Because now that was a production issue, I spent some time in the evening trying to figure out what goes wrong. I found out that the problem was most probably caused by the nature of grep
(it seems to be a little indeterministic) and the tangled zoneinfo folder in Linux.
There was an experiment to include leap seconds in the Linux timestamps, but it has never worked correctly so it’s not widely used. In some Linux distributions there is a subfolder called ‘right’ under the /usr/share/zoneinfo
folder, while others have it as a sibling of this folder. Debian seems to be using the subfolder approach, so grep
picks up zoneinfo files under ‘right’ along the ones being directly in zoneinfo.
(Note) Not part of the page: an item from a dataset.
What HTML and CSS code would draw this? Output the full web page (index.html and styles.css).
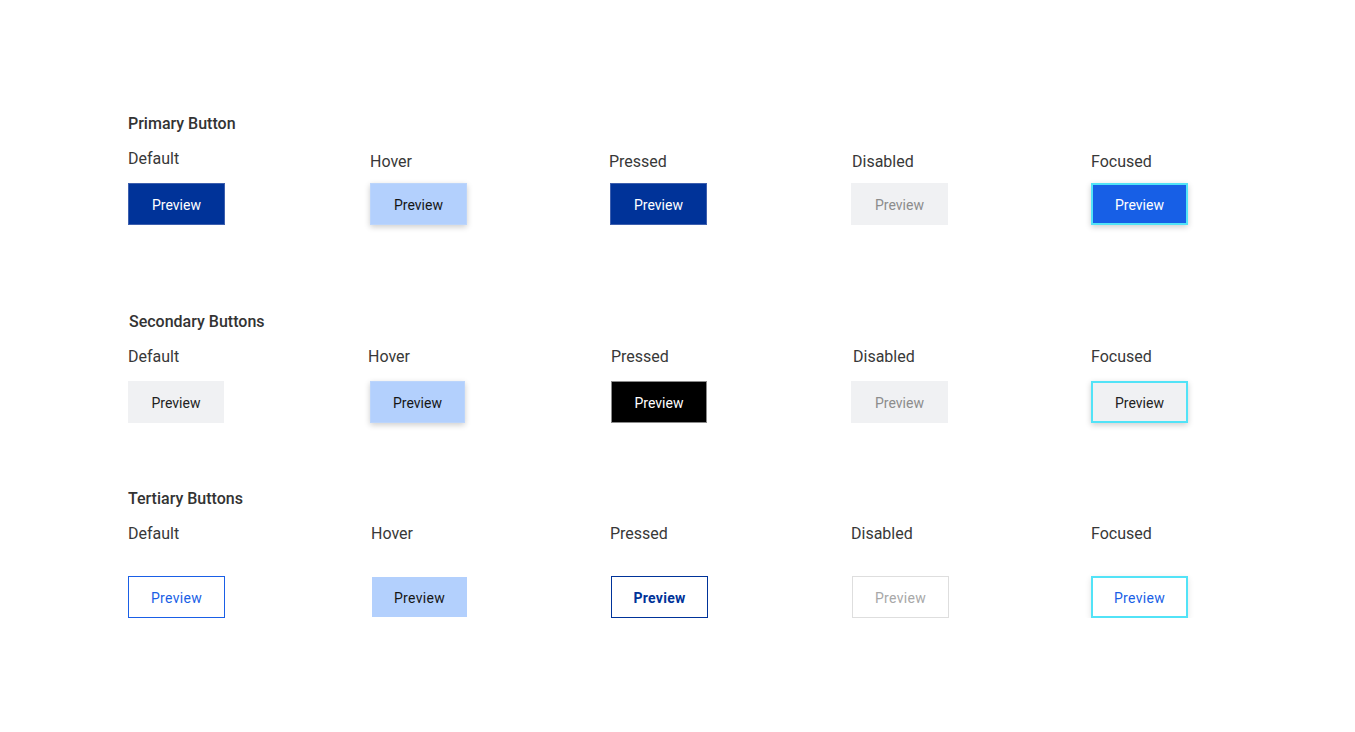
FILE: index.html
```html
<!DOCTYPE html>
<html>
<head>
<meta charset="utf-8">
<link rel="stylesheet" href="styles.css">
</head>
<body>
<main class="page">
  <section class="group group-primary">
    <h2 class="title">Primary Button</h2>
    <div class="grid">
      <div class="cell"><span class="label label-up">Default</span><button class="btn p-default">Preview</button></div>
      <div class="cell"><span class="label">Hover</span><button class="btn p-hover">Preview</button></div>
      <div class="cell"><span class="label label-left">Pressed</span><button class="btn p-pressed">Preview</button></div>
      <div class="cell"><span class="label label-right">Disabled</span><button class="btn p-disabled">Preview</button></div>
      <div class="cell"><span class="label">Focused</span><button class="btn p-focused">Preview</button></div>
    </div>
  </section>

  <section class="group group-secondary">
    <h2 class="title title-shift">Secondary Buttons</h2>
    <div class="grid">
      <div class="cell"><span class="label">Default</span><button class="btn s-default">Preview</button></div>
      <div class="cell"><span class="label label-left2">Hover</span><button class="btn s-hover">Preview</button></div>
      <div class="cell"><span class="label label-right">Pressed</span><button class="btn s-pressed">Preview</button></div>
      <div class="cell"><span class="label label-right2">Disabled</span><button class="btn s-disabled">Preview</button></div>
      <div class="cell"><span class="label">Focused</span><button class="btn s-focused">Preview</button></div>
    </div>
  </section>

  <section class="group group-tertiary">
    <h2 class="title">Tertiary Buttons</h2>
    <div class="grid">
      <div class="cell"><span class="label">Default</span><button class="btn t-default">Preview</button></div>
      <div class="cell"><span class="label label-right">Hover</span><button class="btn t-hover">Preview</button></div>
      <div class="cell"><span class="label">Pressed</span><button class="btn t-pressed">Preview</button></div>
      <div class="cell"><span class="label">Disabled</span><button class="btn t-disabled">Preview</button></div>
      <div class="cell"><span class="label">Focused</span><button class="btn t-focused">Preview</button></div>
    </div>
  </section>
</main>
</body>
</html>
```
FILE: styles.css
```css
html, body {
  margin: 0;
  padding: 0;
  background: #ffffff;
}

body {
  font-family: Roboto, "Liberation Sans", Arial, sans-serif;
  color: #333333;
}

.page {
  padding: 114px 0 0 128px;
}

.group-secondary {
  margin-top: 87px;
}

.group-tertiary {
  margin-top: 66px;
}

.title {
  margin: 0;
  font-size: 16px;
  font-weight: 500;
  line-height: 20px;
  color: #333333;
}

.title-shift {
  padding-left: 1px;
}

.grid {
  display: grid;
  grid-template-columns: 242px 240px 241px 240px 120px;
  margin-top: 18px;
}

.group-secondary .grid,
.group-tertiary .grid {
  margin-top: 15px;
}

.cell {
  display: flex;
  flex-direction: column;
  align-items: flex-start;
  gap: 11px;
}

.group-secondary .cell {
  gap: 14px;
}

.group-tertiary .cell {
  gap: 32px;
}

.label {
  font-size: 16px;
  line-height: 20px;
  color: #383838;
}

.label-up {
  margin-top: -3px;
  margin-bottom: 3px;
}

.label-left {
  margin-left: -1px;
}

.label-left2 {
  margin-left: -2px;
}

.label-right {
  margin-left: 1px;
}

.label-right2 {
  margin-left: 2px;
}

.btn {
  box-sizing: border-box;
  width: 97px;
  height: 42px;
  padding: 1px 0 0;
  font-family: Roboto, "Liberation Sans", Arial, sans-serif;
  font-size: 14px;
  line-height: 18px;
  border: 1px solid transparent;
  background: transparent;
  color: #222222;
  cursor: pointer;
}

/* Primary */
.p-default,
.p-pressed {
  background: #003399;
  border-color: #3d5fae;
  color: #ffffff;
}

.p-hover {
  background: #b3d0fd;
  border-color: #bcd5fb;
  color: #161616;
  box-shadow: 0 2px 6px rgba(0, 0, 0, 0.2);
}

.p-disabled {
  background: #f0f1f3;
  border-color: #f0f1f3;
  color: #8c8c8c;
}

.p-focused {
  background: #175fe6;
  border: 2px solid #52e3f7;
  color: #ffffff;
  box-shadow: 0 2px 6px rgba(0, 0, 0, 0.2);
}

/* Secondary */
.s-default {
  width: 96px;
  background: #f0f1f3;
  border-color: #f0f1f3;
  color: #222222;
}

.s-hover {
  width: 95px;
  background: #b3d0fd;
  border-color: #bcd5fb;
  color: #161616;
  box-shadow: 0 2px 6px rgba(0, 0, 0, 0.2);
}

.s-pressed {
  width: 96px;
  margin-left: 1px;
  background: #000000;
  border-color: #8a8a8a;
  color: #ffffff;
}

.s-disabled {
  background: #f0f1f3;
  border-color: #f0f1f3;
  color: #8c8c8c;
}

.s-focused {
  background: #f0f1f3;
  border: 2px solid #52e3f7;
  color: #222222;
  box-shadow: 0 2px 6px rgba(0, 0, 0, 0.2);
}

/* Tertiary */
.t-default {
  background: #ffffff;
  border-color: #1a5fe6;
  color: #1a5fe6;
  letter-spacing: 0.3px;
}

.t-hover {
  width: 95px;
  height: 40px;
  margin-top: 1px;
  margin-left: 2px;
  background: #b3d0fd;
  border-color: #b3d0fd;
  color: #161616;
  letter-spacing: 0.3px;
}

.t-pressed {
  margin-left: 1px;
  background: #ffffff;
  border-color: #003399;
  color: #003399;
  font-weight: 700;
  letter-spacing: 0.3px;
}

.t-disabled {
  margin-left: 1px;
  background: #ffffff;
  border-color: #dedede;
  color: #a8a8a8;
  letter-spacing: 0.3px;
}

.t-focused {
  background: #ffffff;
  border: 2px solid #52e3f7;
  color: #1a5fe6;
  letter-spacing: 0.3px;
  box-shadow: 0 2px 6px rgba(0, 0, 0, 0.12);
}
```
It makes cut
fail as it uses a fixed number of partitions.
Knowing this, I created this enhanced timezone fix script:
for f in $(find $zoneinfo -not -wholename $zoneinfo -not -wholename *localtime* -not -wholename *right* -not -wholename *Etc/UTC*); do
dumped=$(zdump $f)
currentTime=$(echo $(zdump $localtime) | cut -d" " -f2-)
zoneTime=$(echo $dumped | cut -d" " -f2-)
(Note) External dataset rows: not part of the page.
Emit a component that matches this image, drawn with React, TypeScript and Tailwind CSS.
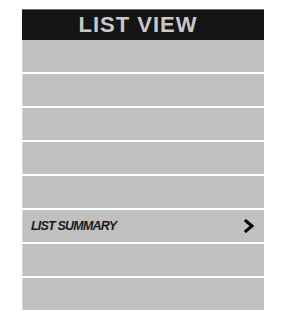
export default function App() {
  const rows = [0, 1, 2, 3, 4, 5, 6, 7];
  return (
    <div className="w-[286px] h-[315px] bg-white pt-[9px] pl-[22px]" style={{ fontFamily: '"Liberation Sans", Arial, sans-serif' }}>
      <div className="w-[242px] flex flex-col">
        <div className="h-[31px] bg-[#141414] border-t border-[#6b6b6b] flex items-center justify-center pr-[10px]">
          <span className="text-[22px] font-bold tracking-[1px] text-[#c8c8c8] leading-none">LIST VIEW</span>
        </div>
        <div className="flex flex-col gap-[2px]">
          {rows.map((i) =>
            i === 5 ? (
              <div key={i} className="h-[32px] bg-[#c0c0c0] border-l border-[#d6d6d6] flex items-center justify-between pl-[8px] pr-[9px]">
                <span className="text-[12.5px] font-bold italic tracking-[-0.8px] text-[#1a1a1a]">LIST SUMMARY</span>
                <svg width="12" height="14" viewBox="0 0 12 14">
                  <polyline points="3,2 9,7 3,12" fill="none" stroke="#000" strokeWidth="3" strokeLinecap="square" />
                </svg>
              </div>
            ) : (
              <div key={i} className="h-[32px] bg-[#c0c0c0] border-l border-[#d6d6d6]" />
            )
          )}
        </div>
      </div>
    </div>
  );
}
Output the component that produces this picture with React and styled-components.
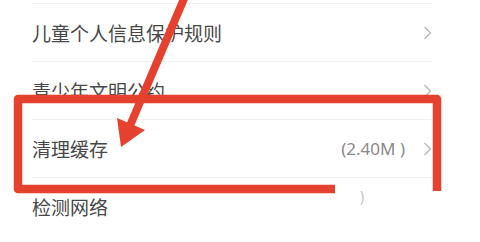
import React from "react";
import styled, { createGlobalStyle } from "styled-components";

const GlobalStyle = createGlobalStyle`
  html, body {
    margin: 0;
    padding: 0;
    background: #fff;
  }
  body {
    font-family: "Noto Sans CJK SC", "Noto Sans", sans-serif;
  }
`;

const Screen = styled.div`
  position: relative;
  width: 480px;
  height: 242px;
  overflow: hidden;
  background: #fff;
`;

const List = styled.div`
  display: flex;
  flex-direction: column;
  padding-top: 3px;
`;

const Row = styled.div`
  display: flex;
  align-items: center;
  height: 57px;
  margin: 0 48px 0 32px;
  border-top: 1px solid #f0f0f0;
`;

const Label = styled.div`
  flex: 1;
  font-size: 19px;
  color: #474747;
`;

const Extra = styled.div`
  font-family: "Noto Sans", sans-serif;
  font-size: 17px;
  color: #8a8a8a;
  margin-right: 18px;
`;

const Chevron = styled.svg`
  width: 9px;
  height: 14px;
  flex-shrink: 0;
  visibility: ${(p) => (p.hidden ? "hidden" : "visible")};
`;

const Overlay = styled.svg`
  position: absolute;
  left: 0;
  top: 0;
  width: 480px;
  height: 242px;
  pointer-events: none;
`;

const Smudge = styled.div`
  position: absolute;
  left: 360px;
  top: 186px;
  font-size: 14px;
  color: #999;
  opacity: 0.7;
`;

const items = [
  { label: "儿童个人信息保护规则" },
  { label: "青少年文明公约" },
  { label: "清理缓存", extra: "(2.40M )" },
  { label: "检测网络", noArrow: true },
];

const RED = "#e6412f";

const App = () => {
  return (
    <Screen>
      <GlobalStyle />
      <List>
        {items.map((item, i) => (
          <Row key={i}>
            <Label>{item.label}</Label>
            {item.extra ? <Extra>{item.extra}</Extra> : null}
            <Chevron viewBox="0 0 9 14" hidden={item.noArrow}>
              <path d="M1.5 1 L7.5 7 L1.5 13" fill="none" stroke="#b8b8b8" strokeWidth="1.4" />
            </Chevron>
          </Row>
        ))}
      </List>
      <Smudge>)</Smudge>
      <Overlay viewBox="0 0 480 242">
        <path
          d="M335 189 L18 189 L18 99 L437 99 L437 191"
          fill="none"
          stroke={RED}
          strokeWidth="8.5"
          strokeLinejoin="round"
        />
        <line x1="186" y1="-6" x2="129" y2="128" stroke={RED} strokeWidth="8" />
        <polygon points="121,147 117,118 145,130" fill={RED} />
      </Overlay>
    </Screen>
  );
};

export default App;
if [[ "$currentTime" == "$zoneTime" ]]; then
tzfile=$(echo $dumped | cut -d" " -f1)
break
fi
done
export TZ=$(echo $tzfile | cut -d/ -f5-)
It uses the same algorithm described before: it scans through the hierarchy under the /usr/share/zoneinfo
folder looking for a file containing the same time as in /etc/localtime
– which is mounted from the host. Now I use zdump
as it’s more straightforward and accurate than tail. During the search the following are excluded:
/usr/share/zoneinfo
and/etc/localtime
as they do contain the current time, but doesn’t code the timezone;right
: usingzdump
assures that the exact time is compared, so because of leap seconds they would never match. So excluding this is half for optimization and half for making sure the lastcut
will work;Etc/UTC
: this is a special one, it would always match, so it must be skipped.
I even wrote some unit tests in cram as well, but I wouldn’t like to go into much details now. If you’re interested, I used some ideas from this article; it’s worth checking out.
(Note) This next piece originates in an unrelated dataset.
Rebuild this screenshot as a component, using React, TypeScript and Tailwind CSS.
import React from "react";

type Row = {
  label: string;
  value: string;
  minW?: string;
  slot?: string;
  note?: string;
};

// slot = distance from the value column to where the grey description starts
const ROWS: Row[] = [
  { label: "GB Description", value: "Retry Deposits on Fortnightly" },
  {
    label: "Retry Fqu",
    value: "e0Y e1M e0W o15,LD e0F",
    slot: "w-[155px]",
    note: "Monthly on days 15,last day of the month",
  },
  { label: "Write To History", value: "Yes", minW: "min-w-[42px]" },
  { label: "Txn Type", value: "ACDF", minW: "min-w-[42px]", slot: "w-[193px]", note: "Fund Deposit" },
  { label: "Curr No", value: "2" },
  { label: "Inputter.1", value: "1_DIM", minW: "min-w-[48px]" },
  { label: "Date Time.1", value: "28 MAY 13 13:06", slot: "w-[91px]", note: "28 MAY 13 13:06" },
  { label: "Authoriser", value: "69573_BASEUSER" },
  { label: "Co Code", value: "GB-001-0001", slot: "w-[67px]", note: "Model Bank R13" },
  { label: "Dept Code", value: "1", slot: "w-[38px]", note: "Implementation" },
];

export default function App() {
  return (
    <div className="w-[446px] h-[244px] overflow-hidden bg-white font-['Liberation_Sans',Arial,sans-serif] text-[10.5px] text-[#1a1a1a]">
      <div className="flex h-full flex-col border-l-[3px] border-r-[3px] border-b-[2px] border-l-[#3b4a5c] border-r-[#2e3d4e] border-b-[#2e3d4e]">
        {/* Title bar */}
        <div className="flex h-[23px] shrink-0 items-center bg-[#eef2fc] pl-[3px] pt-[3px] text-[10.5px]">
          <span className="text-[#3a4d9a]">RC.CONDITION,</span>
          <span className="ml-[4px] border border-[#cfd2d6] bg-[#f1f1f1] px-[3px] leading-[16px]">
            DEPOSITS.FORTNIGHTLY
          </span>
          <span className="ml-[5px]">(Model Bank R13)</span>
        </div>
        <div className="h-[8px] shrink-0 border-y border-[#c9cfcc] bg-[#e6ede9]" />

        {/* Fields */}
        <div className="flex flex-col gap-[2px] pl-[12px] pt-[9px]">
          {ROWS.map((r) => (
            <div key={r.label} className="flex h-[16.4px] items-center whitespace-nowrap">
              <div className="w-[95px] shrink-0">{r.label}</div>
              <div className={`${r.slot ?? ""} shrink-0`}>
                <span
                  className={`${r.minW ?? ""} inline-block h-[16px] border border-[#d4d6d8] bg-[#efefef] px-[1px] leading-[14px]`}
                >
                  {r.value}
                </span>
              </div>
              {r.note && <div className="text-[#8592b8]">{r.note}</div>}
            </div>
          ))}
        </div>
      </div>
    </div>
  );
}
Testing the enhanced script on the test environment has shown some good results, but on production we weren’t so lucky. The script definitely ran on startup and detected the timezone but only in some cases got it right; other times it detected some UTC variant (e.g. Zulu).
Cutting the Gordian knot
In the meantime other teams started upgrading to Java 10 and ran into this timezone issue. One of my colleagues then pointed out that we shouldn’t couple the Docker container and the host so much: the app shouldn’t be affected by the timezone differences. In fact, only log indexing suffered from this, so it might be possible to solve the problem on Splunk level.
Following his advice, after modifying the timestamp format to yyyy-MM-dd’T’HH:mm:ss,SSSX
, Splunk was able to calculate the time difference, and the logs didn’t appear to be in the future anymore. Well, only most of the time… There were a few log entries that still appeared in the future.
It was because we are using a custom log entry pattern that didn’t match anymore due to the changed timestamp format. It meant that for our Java 10 upgraded services, Splunk used a fallback – its default configuration. The good news is that the default configuration takes timezones into consideration, but looks for a matching timestamp only among the first 128 characters of the entry. I don’t know about you, but my team loves using long classnames and deep package structures, that sometimes exceed this character limit, pushing the timestamp outside of the range. Placing the timestamps in the beginning of the entries finally solved the issue for good.